Yanlarına taşıyabilecekleri kadar eşya alıp bir kuşluk vakti baba topraklarını terk etmeye mecbur kaldılar. Bu göç hareketi uzun sürecek, yoracaktı. İlk durakları Diyarbakır oldu. Ancak fazla duramadılar, Urfa’ya göç ettiler. Bir sabah buradan da ayrılıp İslâhiye’ye yerleştiler. Kısa bir zaman sonra da Yarpuz Bucağı’nı geçip bugünkü Karatepe Aslantaş Millî Parkı’nı güneyden dolanıp Kadirli’nin Hemite (Gökçedam) Köyü’ne yerleştiler. Bu yolculuk esnasında çocukları çok seven Sadık Bey, Yusuf adında bir çocukla karşılaşır. Karşılaştıklarında Yusuf yaralıdır. Ve Sadık Bey, yara ile alâkadar olur, iyileştirir.
Osmanlı’nın hesabı çarşıya uymadı. Savaştan mağlûp ayrılan Osmanlı, ağır ateşkes antlaşması imzaladı. Sadık Bey’in yerleştiği Kadirli, Fransa’nın işgal ettiği topraklar arasında yer alıyordu. İşgalleri kabul etmeyen Mustafa Kemâl Paşa ve arkadaşları Ankara’da bir meclis açmış, Batı’da Yunan işgalini durdurmuştu. Yunan’ın mağlûbiyet almasıyla İtalya ve Fransa da yerleştikleri bölgelerden çekilmeye başladı. Ve 1922’de son düşman postalı da yurdu terk etti.
Bir çocuk hasreti çeken Sadık Bey ve Nigâr Hanım, 1923 yılının güzünde Kemâl adını verdikleri bir çocuk dünyaya getirirler. Kemâl’in doğduğunda Sadık Bey yaşça bayağı ilerlemişti. Bu yüzden de oğluna epey düşkündü.

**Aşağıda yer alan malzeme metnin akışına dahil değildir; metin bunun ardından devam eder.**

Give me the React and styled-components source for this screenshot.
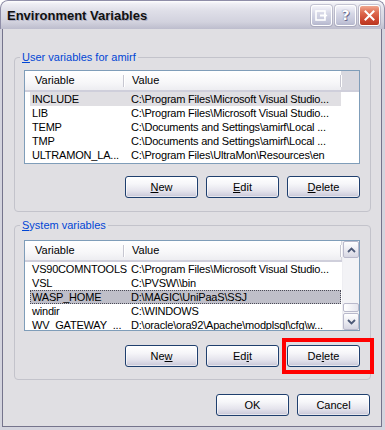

Daha doğmadan sıkıntılarla boğuşan Kemâl, dört yaşındayken bir koyunun kesilmesi esnasında kesen kişinin elinden bıçağın kaymasıyla sağ gözünden oldu. Henüz dört yaşındaydı. Çocukluğun rengârenk dünyasına o bir noksanla bakıyordu, ama o noksansız çocukların göremediklerini görecek kadar da yaşamla, ümitle ve haylazlıkla bakıyordu. Birkaç sene sonra Sadık Bey’in yolda yardım ettiği Yusuf, Kemâl’in gözü önünde Sadık Bey’i bıçakladı, öldürdü. Sadık Bey artık ölmüştü. Kemâl küçücük ve o zamanlar babasını yitirmiş pek çok çocuk gibi Kimsesizdi. Babasının başında yaktı ilk ağıtını. Lâkin bu ağıttan sonra konuşmada zorluklar yaşamaya başladı ve uzun bir süre kekeme yaşadı. Kekemeliği de ağıtlarla, destanlarla ve edebiyatla yendi. Kemâl artık okuma ve yazma biliyordu. Ama baba Sadık Bey’in ölümünden sonra amcası Tâhir Bey, ağabeyinin katilinin yakalanıp cezasını çekmesi için bütün bir serveti harcamıştı. Bu sebepten dolayı Kemâl eğitimini yarım bıraktı. Ancak Adana’da yaşayan bir aydın, entelektüel, tahsilli kişi Abidin Dino ile tanıştı. Dino, Kemâl’in okuması ile alâkadar oluyor, ona kitaplar veriyor ve hatta yaptığı resimleri ona gösterip yorum istiyordu.
Ne var ki Kemâl de babası gibi babayiğit ve haksızlıklara gelemeyen bir adam olmuştu. Cezaevine girdi. Çıktı. İstanbul’un yolunu tuttu. Evsiz ve yemeksiz dolaştı bir vakit. Sonra uzaklardan, çok uzaklardan bir el uzandı. O elin sahibi Abidin Dino’ydu. Cumhuriyet gazetesinde işe böyle başladı. Pek çok insan gördü, tanıttı. Ancak gazetenin ideolojisiyle ters düşen zihniyeti sebebiyle işsiz kaldı. Belki de işsiz kalması romancı olmasının önünü açtı. İnce Memed’in birinci cildi gazetede tefrika edilmişti. Ve bunun haricinde de öykü, roman ve ağıt kitabı çıkmıştı. Artık o Sadık Bey’in oğlu Kemâl değildi yalnızca. Türkiye’nin yaşamı, Yaşar Kemal’di de. O kimsenin göremediğini görüyordu. Kimse görmese de bir haksızlık vardı. İşte İnce Memed 2, 3 ve 4 de bu sebeplerden ötürü geldi. İnce Memed kimdi? Bu halk umudunu yitirmediği sürece bir İnce Memed vardı her zaman.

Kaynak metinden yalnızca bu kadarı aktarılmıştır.